*** SOURCE MATERIAL ***

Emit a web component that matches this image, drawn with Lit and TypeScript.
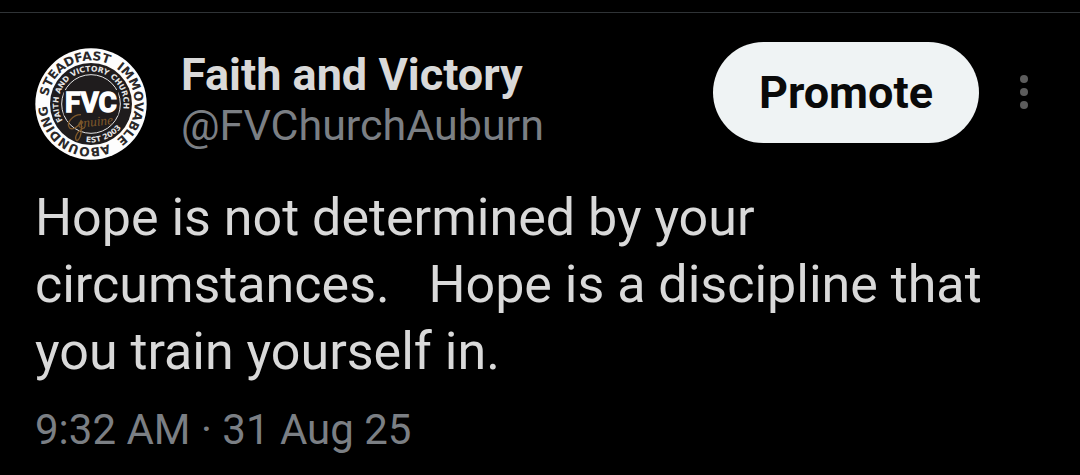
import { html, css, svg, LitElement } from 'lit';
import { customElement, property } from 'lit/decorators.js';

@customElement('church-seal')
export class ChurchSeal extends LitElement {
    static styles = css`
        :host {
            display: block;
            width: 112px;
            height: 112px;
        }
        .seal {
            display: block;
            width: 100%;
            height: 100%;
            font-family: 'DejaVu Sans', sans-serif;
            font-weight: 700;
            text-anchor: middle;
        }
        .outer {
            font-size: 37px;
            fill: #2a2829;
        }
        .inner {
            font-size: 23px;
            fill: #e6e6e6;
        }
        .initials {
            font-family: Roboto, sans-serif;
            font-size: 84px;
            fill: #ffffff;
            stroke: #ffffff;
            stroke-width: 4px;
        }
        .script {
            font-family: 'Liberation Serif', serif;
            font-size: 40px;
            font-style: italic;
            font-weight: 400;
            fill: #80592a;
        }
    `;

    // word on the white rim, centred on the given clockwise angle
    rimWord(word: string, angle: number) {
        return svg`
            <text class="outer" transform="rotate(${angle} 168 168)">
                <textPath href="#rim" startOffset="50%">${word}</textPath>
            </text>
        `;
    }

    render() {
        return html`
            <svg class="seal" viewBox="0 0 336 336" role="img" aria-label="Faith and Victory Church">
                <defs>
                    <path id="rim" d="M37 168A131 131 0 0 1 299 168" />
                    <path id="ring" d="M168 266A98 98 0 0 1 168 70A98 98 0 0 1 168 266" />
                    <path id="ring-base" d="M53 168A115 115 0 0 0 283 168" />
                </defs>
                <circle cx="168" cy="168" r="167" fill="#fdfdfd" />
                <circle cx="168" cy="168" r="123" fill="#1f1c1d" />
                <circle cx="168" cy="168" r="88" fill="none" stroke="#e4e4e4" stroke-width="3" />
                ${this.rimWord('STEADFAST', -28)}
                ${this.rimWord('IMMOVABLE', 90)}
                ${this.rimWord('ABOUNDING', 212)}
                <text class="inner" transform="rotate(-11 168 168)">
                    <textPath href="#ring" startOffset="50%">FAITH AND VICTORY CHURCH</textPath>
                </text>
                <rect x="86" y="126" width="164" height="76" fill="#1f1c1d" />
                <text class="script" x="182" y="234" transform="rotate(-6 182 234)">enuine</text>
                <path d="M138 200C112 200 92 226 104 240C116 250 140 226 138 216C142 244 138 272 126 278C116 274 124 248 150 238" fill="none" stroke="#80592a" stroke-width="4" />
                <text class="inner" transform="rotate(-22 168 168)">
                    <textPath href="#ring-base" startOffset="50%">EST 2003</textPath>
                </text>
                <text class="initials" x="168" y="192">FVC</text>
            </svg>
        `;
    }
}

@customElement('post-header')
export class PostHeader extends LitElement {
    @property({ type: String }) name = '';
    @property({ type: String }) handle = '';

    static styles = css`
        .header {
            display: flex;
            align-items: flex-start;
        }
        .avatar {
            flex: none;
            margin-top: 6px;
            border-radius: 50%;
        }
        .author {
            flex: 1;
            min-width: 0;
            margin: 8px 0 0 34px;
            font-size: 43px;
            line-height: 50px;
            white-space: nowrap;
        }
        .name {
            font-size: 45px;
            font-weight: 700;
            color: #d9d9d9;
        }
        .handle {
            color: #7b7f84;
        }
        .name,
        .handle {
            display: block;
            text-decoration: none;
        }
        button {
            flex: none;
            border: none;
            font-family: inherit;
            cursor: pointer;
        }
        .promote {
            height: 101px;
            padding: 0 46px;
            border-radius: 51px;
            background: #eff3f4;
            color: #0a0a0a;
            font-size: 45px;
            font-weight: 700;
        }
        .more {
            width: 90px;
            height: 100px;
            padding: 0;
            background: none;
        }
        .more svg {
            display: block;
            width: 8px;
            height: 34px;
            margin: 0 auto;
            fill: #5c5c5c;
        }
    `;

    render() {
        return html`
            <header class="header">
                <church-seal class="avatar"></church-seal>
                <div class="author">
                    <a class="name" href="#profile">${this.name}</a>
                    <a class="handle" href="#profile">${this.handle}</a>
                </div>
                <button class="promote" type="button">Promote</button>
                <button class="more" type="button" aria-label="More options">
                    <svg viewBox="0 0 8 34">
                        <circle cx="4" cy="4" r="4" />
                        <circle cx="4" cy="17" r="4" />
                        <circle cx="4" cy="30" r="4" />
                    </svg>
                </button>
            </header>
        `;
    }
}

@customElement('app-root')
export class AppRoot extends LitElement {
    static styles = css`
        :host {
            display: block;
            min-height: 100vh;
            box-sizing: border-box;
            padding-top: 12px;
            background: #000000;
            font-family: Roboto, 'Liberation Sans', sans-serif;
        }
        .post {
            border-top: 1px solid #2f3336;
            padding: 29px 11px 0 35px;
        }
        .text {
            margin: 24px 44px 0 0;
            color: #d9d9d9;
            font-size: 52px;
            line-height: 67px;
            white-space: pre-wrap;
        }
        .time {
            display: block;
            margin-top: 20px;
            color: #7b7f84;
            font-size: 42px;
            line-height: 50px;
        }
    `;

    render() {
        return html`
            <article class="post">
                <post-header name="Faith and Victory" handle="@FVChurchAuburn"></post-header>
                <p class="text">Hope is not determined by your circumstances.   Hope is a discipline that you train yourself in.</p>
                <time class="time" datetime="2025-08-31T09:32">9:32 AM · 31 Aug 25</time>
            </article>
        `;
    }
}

***
*** SOURCE MATERIAL ***

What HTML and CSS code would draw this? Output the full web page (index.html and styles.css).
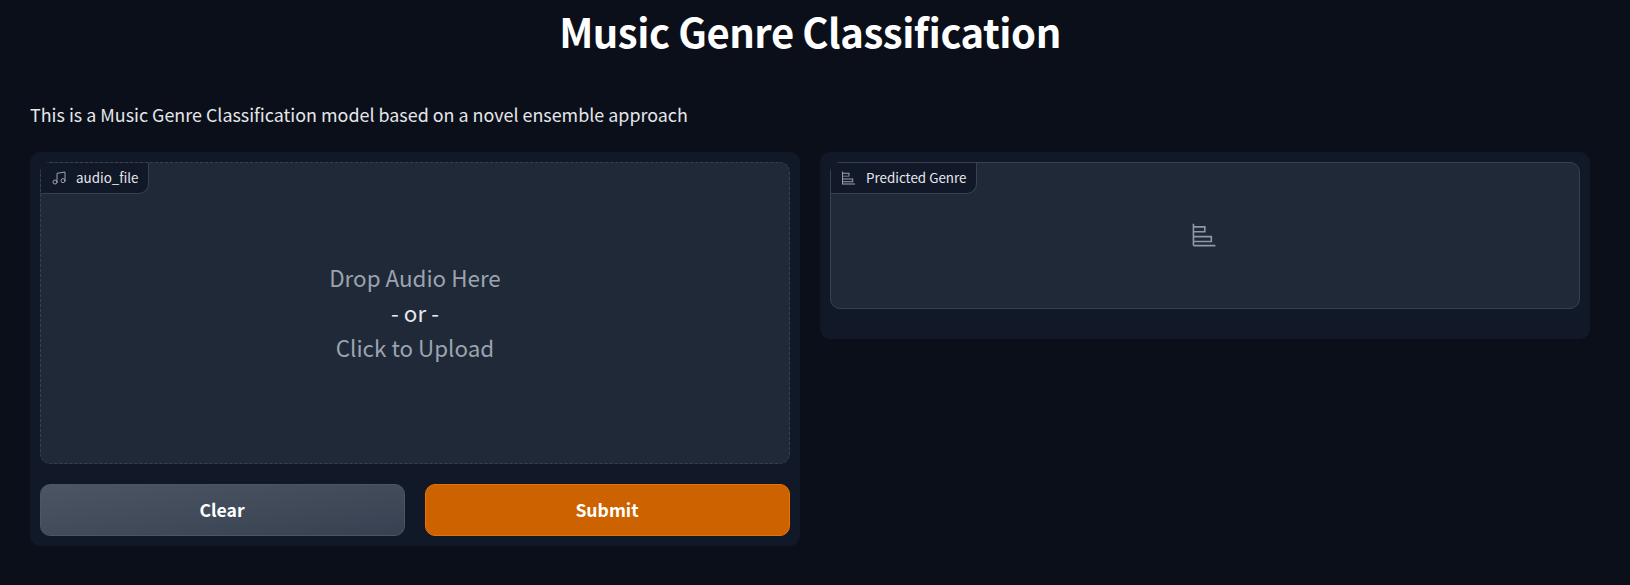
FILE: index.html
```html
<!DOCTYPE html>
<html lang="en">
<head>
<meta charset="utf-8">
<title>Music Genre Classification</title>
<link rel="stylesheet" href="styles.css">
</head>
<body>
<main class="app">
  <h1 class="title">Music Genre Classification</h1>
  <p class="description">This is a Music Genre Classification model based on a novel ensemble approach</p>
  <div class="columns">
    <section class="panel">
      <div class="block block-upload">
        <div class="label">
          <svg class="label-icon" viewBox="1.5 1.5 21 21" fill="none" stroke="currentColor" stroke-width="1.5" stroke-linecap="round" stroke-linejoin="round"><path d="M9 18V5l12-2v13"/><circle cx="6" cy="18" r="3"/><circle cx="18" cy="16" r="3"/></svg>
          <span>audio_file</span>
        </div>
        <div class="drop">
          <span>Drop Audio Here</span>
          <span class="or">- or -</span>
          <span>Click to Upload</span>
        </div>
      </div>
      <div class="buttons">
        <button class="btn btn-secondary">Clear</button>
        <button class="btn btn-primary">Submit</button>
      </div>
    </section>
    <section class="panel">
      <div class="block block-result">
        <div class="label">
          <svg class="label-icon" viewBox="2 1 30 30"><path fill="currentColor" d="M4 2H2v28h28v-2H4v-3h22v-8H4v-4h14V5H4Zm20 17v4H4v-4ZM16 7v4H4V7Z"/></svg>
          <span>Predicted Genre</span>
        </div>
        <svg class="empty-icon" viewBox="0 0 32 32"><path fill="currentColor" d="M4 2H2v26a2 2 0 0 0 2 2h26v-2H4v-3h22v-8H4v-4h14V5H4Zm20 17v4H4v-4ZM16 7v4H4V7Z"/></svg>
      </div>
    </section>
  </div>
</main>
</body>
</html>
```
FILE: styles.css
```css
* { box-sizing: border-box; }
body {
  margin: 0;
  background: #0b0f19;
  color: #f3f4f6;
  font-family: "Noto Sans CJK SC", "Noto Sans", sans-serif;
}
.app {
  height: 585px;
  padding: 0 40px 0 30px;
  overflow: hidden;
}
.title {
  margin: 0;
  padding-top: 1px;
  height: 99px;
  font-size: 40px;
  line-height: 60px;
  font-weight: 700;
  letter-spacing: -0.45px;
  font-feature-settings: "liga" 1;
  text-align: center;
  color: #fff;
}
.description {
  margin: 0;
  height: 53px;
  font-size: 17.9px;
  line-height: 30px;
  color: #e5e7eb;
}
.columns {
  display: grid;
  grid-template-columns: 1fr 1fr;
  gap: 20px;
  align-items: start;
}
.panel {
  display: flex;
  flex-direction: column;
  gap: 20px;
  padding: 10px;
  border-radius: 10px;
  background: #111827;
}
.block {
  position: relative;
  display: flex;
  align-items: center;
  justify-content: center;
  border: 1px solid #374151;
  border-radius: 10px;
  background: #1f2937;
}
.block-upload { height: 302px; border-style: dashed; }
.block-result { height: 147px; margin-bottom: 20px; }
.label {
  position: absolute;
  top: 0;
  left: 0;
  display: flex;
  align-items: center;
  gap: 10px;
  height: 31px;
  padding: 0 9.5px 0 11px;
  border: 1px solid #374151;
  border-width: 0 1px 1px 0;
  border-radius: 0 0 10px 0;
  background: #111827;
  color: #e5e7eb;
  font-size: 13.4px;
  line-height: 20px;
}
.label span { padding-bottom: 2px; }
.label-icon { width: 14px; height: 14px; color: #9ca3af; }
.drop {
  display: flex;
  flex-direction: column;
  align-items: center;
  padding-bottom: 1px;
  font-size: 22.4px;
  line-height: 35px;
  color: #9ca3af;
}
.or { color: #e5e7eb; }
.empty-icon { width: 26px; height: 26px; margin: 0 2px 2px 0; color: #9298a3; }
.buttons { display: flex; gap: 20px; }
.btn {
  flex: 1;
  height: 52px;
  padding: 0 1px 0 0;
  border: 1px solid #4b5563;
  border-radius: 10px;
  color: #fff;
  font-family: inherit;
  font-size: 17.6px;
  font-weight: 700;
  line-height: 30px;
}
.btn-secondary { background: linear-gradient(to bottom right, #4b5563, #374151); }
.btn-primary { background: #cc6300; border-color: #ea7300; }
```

***

◆ WHAT NEEDS TO BE DONE: Copy each line of the records containing the string "that".

◆ WRITTEN RESPONSE:
Emit a web component that matches this image, drawn with Lit and TypeScript.
                <p class="text">Hope is not determined by your circumstances.   Hope is a discipline that you train yourself in.</p>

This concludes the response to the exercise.